Narratively, of course, a writer has every right to say the audience has to do some work and doesn’t need to be spoon-fed, but with such a short window into a life that’s going to be changed dramatically by this night’s events, in reality, decisions made in the heat of the moment – whether by him, the women or his bosses – might be different the following morning, after a little time for reflection.

This, then, makes Locke not about whether the eponymous protagonist will be able to achieve his goals within our time, but how he deals with the fact that he has got himself in such a mess. It becomes more about Tom Hardy’s ability to carry the project and to hold our attention than what the outcomes might be.

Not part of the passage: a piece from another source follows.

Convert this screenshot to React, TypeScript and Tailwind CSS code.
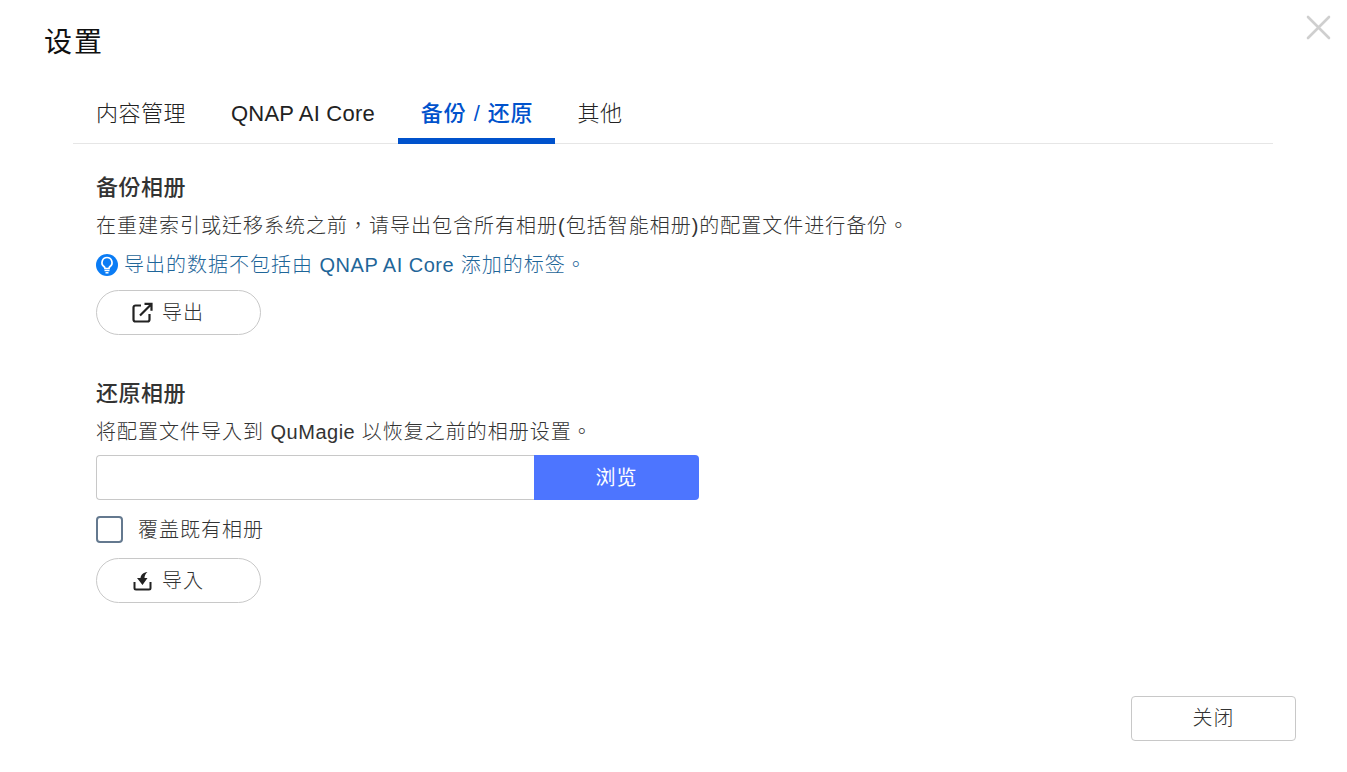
const font = { fontFamily: '"Liberation Sans", "Noto Sans CJK TC", sans-serif' };

function PillButton({ icon, label }: { icon: React.ReactNode; label: string }) {
  return (
    <button className="flex h-[45px] w-[165px] items-center justify-start gap-[9px] rounded-full border border-[#c8c8c8] bg-white pl-[35px] text-[20px] font-light tracking-[1px] text-[#333]">
      {icon}
      <span>{label}</span>
    </button>
  );
}

function ExportIcon() {
  return (
    <svg width="21" height="21" viewBox="0 0 21 21" fill="none" stroke="#222" strokeWidth="2.200">
      <path d="M9 3.500H3.500A2 2 0 0 0 1.500 5.500v12a2 2 0 0 0 2 2h12a2 2 0 0 0 2-2V12" />
      <path d="M8 13.500 18.500 3M12.500 1.800h7v7" />
    </svg>
  );
}

function ImportIcon() {
  return (
    <svg width="21" height="20" viewBox="0 0 20 20" fill="none">
      <path d="M2 11v6a1.500 1.500 0 0 0 1.500 1.500h13A1.500 1.500 0 0 0 18 17v-6" stroke="#222" strokeWidth="2" />
      <path d="M15 1c-4.500 0.500-6.500 2.500-7 6H4.500l5.500 7 5-7h-3c0-2.500 1-4.500 3-6z" fill="#222" />
    </svg>
  );
}

function BulbIcon() {
  return (
    <svg width="22" height="22" viewBox="0 0 22 22">
      <circle cx="11" cy="11" r="11" fill="#0a7cf5" />
      <path d="M11 3.500a5 5 0 0 0-3 9c.6.5 1 1 1 2h4c0-1 .4-1.500 1-2a5 5 0 0 0-3-9z" fill="none" stroke="#fff" strokeWidth="1.700" />
      <path d="M8.500 16.500h5M9.500 18.800h3" stroke="#fff" strokeWidth="1.500" />
    </svg>
  );
}

function CloseIcon() {
  return (
    <svg className="absolute right-[16px] top-[15px]" width="25" height="25" viewBox="0 0 25 25" stroke="#cfcfcf" strokeWidth="2.600" strokeLinecap="round">
      <path d="M2 2 23 23M23 2 2 23" />
    </svg>
  );
}

export default function App() {
  return (
    <div className="relative h-[772px] w-[1347px] overflow-hidden bg-white" style={font}>
      <CloseIcon />
      <h1 className="pl-[44px] pt-[23px] text-[28px] leading-[40px] font-normal tracking-[2px] text-[#111]">设置</h1>

      <div className="ml-[73px] mr-[74px] mt-[22px] flex h-[59px] border-b border-[#e6e6e6] text-[22px] text-[#222]">
        <div className="pl-[23px] pr-[22px] pt-[12px] font-light tracking-[0.5px]">内容管理</div>
        <div className="px-[23px] pt-[12px] tracking-[0.2px]">QNAP AI Core</div>
        <div className="h-[59px] border-b-[6px] border-[#0052cc] pl-[23px] pr-[21px] pt-[12px] font-medium tracking-[0.9px] text-[#0052cc]">备份 / 还原</div>
        <div className="px-[23px] pt-[12px] font-light tracking-[0.5px]">其他</div>
      </div>

      <div className="px-[96px] pt-[29px]">
        <h2 className="text-[22px] leading-[30px] font-medium tracking-[0.5px] text-[#333]">备份相册</h2>
        <p className="mt-[9px] text-[20px] leading-[28px] font-light tracking-[1px] text-[#333]">在重建索引或迁移系统之前，请导出包含所有相册(包括智能相册)的配置文件进行备份。</p>
        <div className="mt-[10px] flex h-[30px] items-center gap-[6px]">
          <BulbIcon />
          <span className="text-[20px] font-light tracking-[1px] text-[#1f6699]">
            导出的数据不包括由 <span className="tracking-[0.5px]">QNAP AI Core</span> 添加的标签。
          </span>
        </div>
        <div className="mt-[10px]">
          <PillButton icon={<ExportIcon />} label="导出" />
        </div>

        <h2 className="mt-[44px] text-[22px] leading-[30px] font-medium tracking-[0.5px] text-[#333]">还原相册</h2>
        <p className="mt-[9px] text-[20px] leading-[28px] font-light tracking-[1px] text-[#333]">
          将配置文件导入到 <span className="tracking-[0.5px]">QuMagie</span> 以恢复之前的相册设置。
        </p>

        <div className="mt-[9px] flex h-[45px] w-[603px]">
          <div className="flex-1 rounded-l-[4px] border border-r-0 border-[#c8c8c8]" />
          <button className="w-[165px] rounded-r-[4px] bg-[#4d75ff] text-[20px] tracking-[1px] text-white">浏览</button>
        </div>

        <label className="mt-[16px] flex items-start gap-[15px]">
          <span className="h-[27px] w-[27px] rounded-[4px] border-2 border-[#64798f]" />
          <span className="pt-[1px] text-[20px] leading-[26px] font-light tracking-[1px] text-[#333]">覆盖既有相册</span>
        </label>

        <div className="mt-[15px]">
          <PillButton icon={<ImportIcon />} label="导入" />
        </div>
      </div>

      <button className="absolute right-[51px] top-[696px] h-[45px] w-[165px] rounded-[4px] border border-[#c8c8c8] bg-white pb-[2px] text-[20px] font-light tracking-[1px] text-[#333]">关闭</button>
    </div>
  );
}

Once we’ve got over his inexplicable but perfectly acceptable Welsh lilt, it’s fascinating and admirable watching him flip from one phone-call onto the next, remaining as calm as he can in the circumstances, with the only thing stopping him from pulling his hair out being that he has to keep his hands on the wheel. We identify with him and wonder how we might cope in a similar situation – but what do we learn? Apart from “don’t get into a similar situation,” we learn that he can drive, that he can think about lots of different things while he’s driving and we learn a lot about the qualities of his character – but this is all first act material. In effect, we’re being shamelessly told in advance that we’re going to the cinema to watch only Act One.

Similarly, there’s a tremendous array of voice talent being thrown at us, but – as with the celebrities who used to “phone in” to Frasier – when we can’t see who he’s talking to, much of our brain power is extended trying to work out who that familiar voice belongs to, when we should be engaging more in the story.

Locke is worth watching for Hardy’s compelling performance, the surprisingly effective cinematography, the neat unfolding of the situation through a well-paced script, but ultimately, it feels like Knight had a good idea without really knowing where to take it. It’s more admirable than satisfying.

Perhaps the parameters of this film-school exercise were just that bit too rigid for him to secure a distinction.